Ask HN: algorithm used in Hacker News, that determines the front page news

2 points by coderhs ↗ HN
Whats the algorithm used in Hacker News, that determines which post gets to the front page.

4 comments

[ 3.4 ms ] story [ 26.4 ms ] thread
Gravity.

Score decreases over time, so interesting news bubble up, and older/no-longer-relevant news gradually decline.

    (= gravity* 1.8 timebase* 120 front-threshold* 1
       nourl-factor* .4 lightweight-factor* .17 gag-factor* .1)

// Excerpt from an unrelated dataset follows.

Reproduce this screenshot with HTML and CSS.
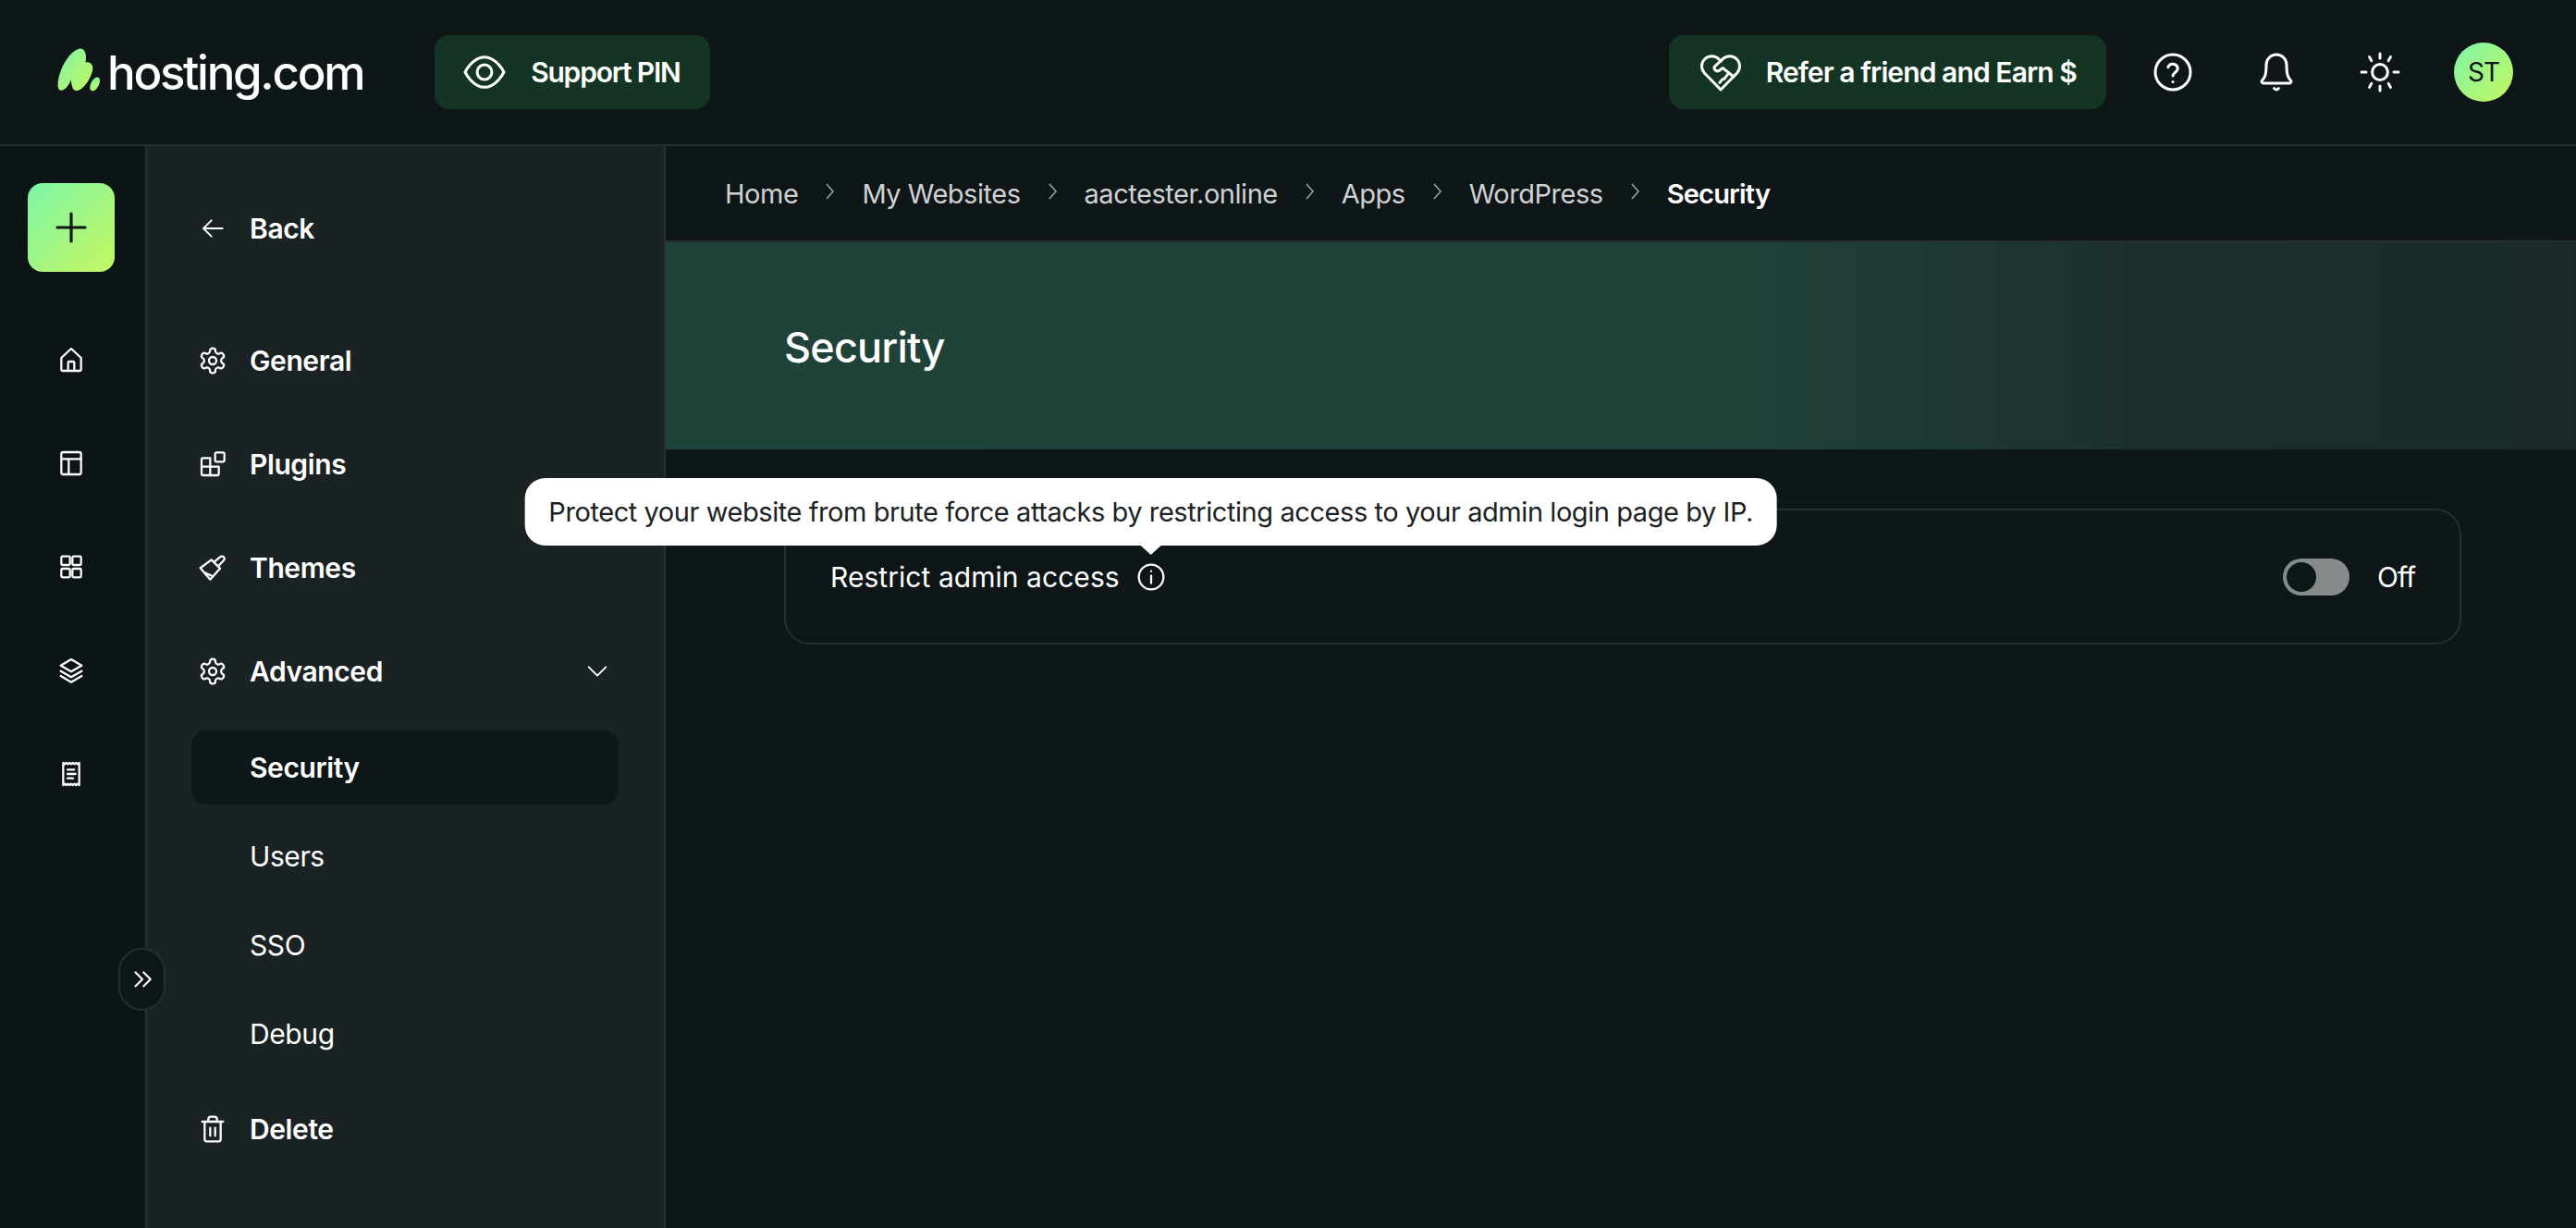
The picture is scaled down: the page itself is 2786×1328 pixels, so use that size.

    (def frontpage-rank (s (o scorefn realscore) (o gravity gravity*))
      (* (/ (let base (- (scorefn s) 1)
              (if (> base 0) (expt base .8) base))
            (expt (/ (+ (item-age s) timebase*) 60) gravity))
         (if (no (in s!type 'story 'poll))  .8
             (blank s!url)                  nourl-factor*
             (mem 'bury s!keys)             .001
                                            (* (contro-factor s)
                                               (if (mem 'gag s!keys)
                                                    gag-factor*
                                                   (lightweight s)
                                                    lightweight-factor*
                                                   1)))))
is there any relation to the vote given by people with higher karma or who is more active in the website?
direct copy from http://news.ycombinator.com/item?id=4746566

According to the link in dmgrow's comment, it's

    Score = (P-1) / (T+2)^G
where P is the number of votes, T is the time in hours since submission, and G is a power that controls the steepness/rate of decline in ranking, so popularity is decreases exponentially over time. I'm sure that YC-affiliated posts have a different ranking algorithm, considering you can't vote on them.

Some other cool algorithms are:

del.icio.us / delicious.com 's: ranked by upvotes in the last hour. I like the elegance of this solution a lot :)

reddit's "best" feature: compares the rates at which comments are upvoted to generate the probability that a comment is a good one, which is how posts with fewer votes can be ranked better than posts with more votes. It works well, in my opinion.

I think there's more to it than what the other two comments described. No doubt there is human moderation on HN (beyond users flagging submissions I mean), and maybe a list of domains and keywords to keep some stories from ever hitting front page, even when the submission gets a lot of votes in a short amount of time.

Who knows what the reasons why they'd keep a story off the front page. The moderation is emo at times, even resorting to hellbanning, slowbanning etc.

Slashdot moderation is way better. It's a better overall system over there.